What the Taliban wants is not re-integration
into the Afghan mainstream. It wants its re-conquest of power in Kabul so
that it can resume its original mission of setting an Islamic Caliphate in
Afghanistan. If the Taliban succeeds in establishing an Islamic Caliphate
in Afghanistan, will an Islamic Caliphate in the rest of the Islamic world
under the leadership of Al Qaeda be far behind?
There are so many questions which would require
detailed analysis before the question of the re-integration of even sections
of the Taliban into the Afghan mainstream can be considered. Instead of analyzing
these questions and working out a comprehensive strategy, attempts are being
made to work out another half-cooked strategy, which will be counter-productive.

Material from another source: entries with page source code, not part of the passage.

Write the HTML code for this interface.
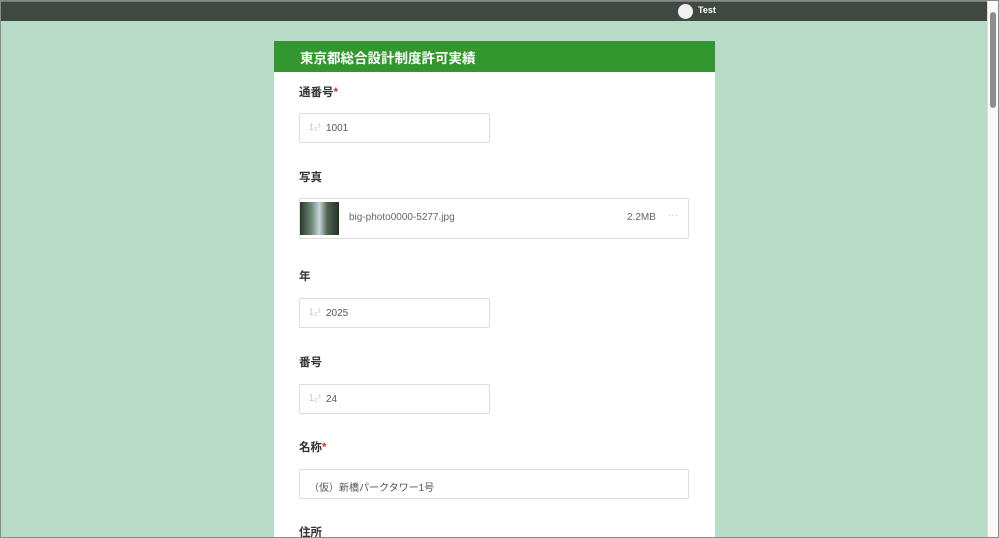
<!DOCTYPE html>
<html><head><meta charset="utf-8"><style>
*{margin:0;padding:0;box-sizing:border-box}
html,body{width:999px;height:538px;overflow:hidden}
body{background:#b9dcc8;font-family:"Liberation Sans","Noto Sans CJK JP",sans-serif;position:relative}
.bd{position:absolute;left:0;top:0;width:999px;height:538px;border:1px solid #8a8a8a;pointer-events:none}
.top{position:absolute;left:0;top:0;width:988px;height:21px;background:#3e4a41;border-top:2px solid #777}
.av{position:absolute;left:678px;top:2px;width:15px;height:15px;border-radius:50%;background:#f2f2f2}
.tn{position:absolute;left:698px;top:3px;font-size:9px;color:#fff;font-weight:bold}
.sb{position:absolute;left:987px;top:0;width:11px;height:538px;background:#fafafa;border-left:1px solid #ddd}
.th{position:absolute;left:2px;top:12px;width:6px;height:96px;background:#8e8e8e;border-radius:3px}
.card{position:absolute;left:274px;top:41px;width:441px;height:500px;background:#fff}
.hd{height:31px;background:#33962f;color:#fff;font-weight:bold;font-size:13.5px;padding:6px 0 0 26px}
.lb{position:absolute;left:25px;font-size:11.5px;font-weight:bold;color:#333}
.lb i{color:#c0392b;font-style:normal}
.in{position:absolute;left:25px;width:191px;height:30px;border:1px solid #ddd;border-radius:2px;font-size:10px;color:#555;padding:9px 0 0 26px}
.in .ic{position:absolute;left:9px;top:8px;font-size:9px;color:#cbbbd8}
.ph{position:absolute;left:25px;top:157px;width:390px;height:41px;border:1px solid #ddd;border-radius:2px;font-size:10px;color:#666}
.img{position:absolute;left:0;top:3px;width:39px;height:33px;background:linear-gradient(90deg,#2b3a2a,#6f8a78 30%,#c9d3db 50%,#4f6552 70%,#243024)}
</style></head><body>
<div class="top"><div class="av"></div><div class="tn">Test</div></div>
<div class="sb"><div class="th"></div></div>
<div class="card">
<div class="hd">東京都総合設計制度許可実績</div>
<div class="lb" style="top:43px">通番号<i>*</i></div>
<div class="in" style="top:72px"><span class="ic">1₂³</span>1001</div>
<div class="lb" style="top:128px">写真</div>
<div class="ph"><div class="img"></div><span style="position:absolute;left:49px;top:13px">big-photo0000-5277.jpg</span><span style="position:absolute;left:327px;top:13px">2.2MB</span><span style="position:absolute;left:368px;top:11px;color:#bbb">···</span></div>
<div class="lb" style="top:227px">年</div>
<div class="in" style="top:257px"><span class="ic">1₂³</span>2025</div>
<div class="lb" style="top:313px">番号</div>
<div class="in" style="top:343px"><span class="ic">1₂³</span>24</div>
<div class="lb" style="top:398px">名称<i>*</i></div>
<div class="in" style="top:428px;width:390px;padding-left:9px">（仮）新橋パークタワー1号</div>
<div class="lb" style="top:483px">住所</div>
</div>
<div class="bd"></div>
</body></html>
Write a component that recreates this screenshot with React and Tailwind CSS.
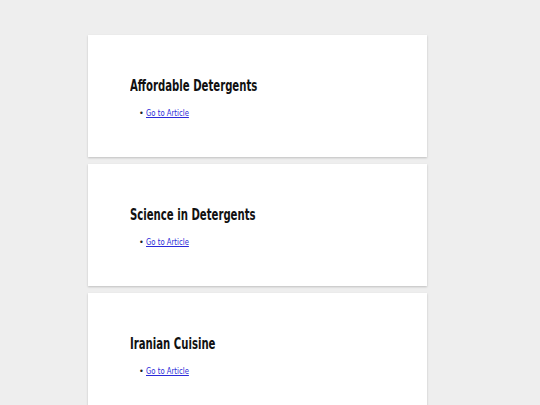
export default function App() {
  const items = ["Affordable Detergents", "Science in Detergents", "Iranian Cuisine"];
  return (
    <div className="min-h-[405px] bg-[#eeeeee] pt-[35px] font-['DejaVu_Sans_Condensed','DejaVu_Sans',sans-serif]">
      <div className="ml-[88px] w-[339px] flex flex-col gap-[7px]">
        {items.map((t) => (
          <div key={t} className="bg-white h-[122px] shadow-[0_1px_2px_rgba(0,0,0,0.2)] pl-[42px] pt-[42px]">
            <h2 className="text-[15px] font-bold text-[#111] leading-[19px]">
              <span className="inline-block origin-left scale-x-[0.75] whitespace-nowrap">{t}</span>
            </h2>
            <ul className="pl-[9px] mt-[11px] text-[9px] leading-[12px] text-[#222]">
              <li className="flex items-center">
                <span className="w-[7px] text-[9px] leading-[12px]">•</span>
                <a href="#" className="inline-block origin-left scale-x-[0.85] whitespace-nowrap text-[#2a2ad8] underline">Go to Article</a>
              </li>
            </ul>
          </div>
        ))}
      </div>
    </div>
  );
}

The two Af-Pak strategies worked out by the advisers of Mr Barack Obama during
his first year in office proved to be non-starters. The bleeding stalemate
between the NATO forces and the Afghan Taliban continues. The international
community cannot afford another half-cooked strategy, which may end up returning
power to the Afghan Taliban on a platter.
Any feasible Afghan strategy should start
with the question: how to neutralize the Afghan Taliban's sanctuaries in the
Quetta area of Pakistan. The US is reluctant to act against those sanctuaries.
In the absence of action against sanctuaries, it is not able to make headway
in its counter-insurgency operations in Afghan territory. Instead of finding
some other way of putting an end to those sanctuaries, it has started toying
with the idea of winning over sections of the Taliban, who may not be as radicalised
as the Taliban leadership. This is not going to work.
Either you have a modern, democratic government
in Kabul or you have a Talibanised one. You cannot have a hybrid-- with a
mix of the modern and the medieval.
- B. Raman is Additional Secretary (retd),
Cabinet Secretariat, Govt. of India, New Delhi, and, presently, Director,
Institute For Topical Studies, Chennai.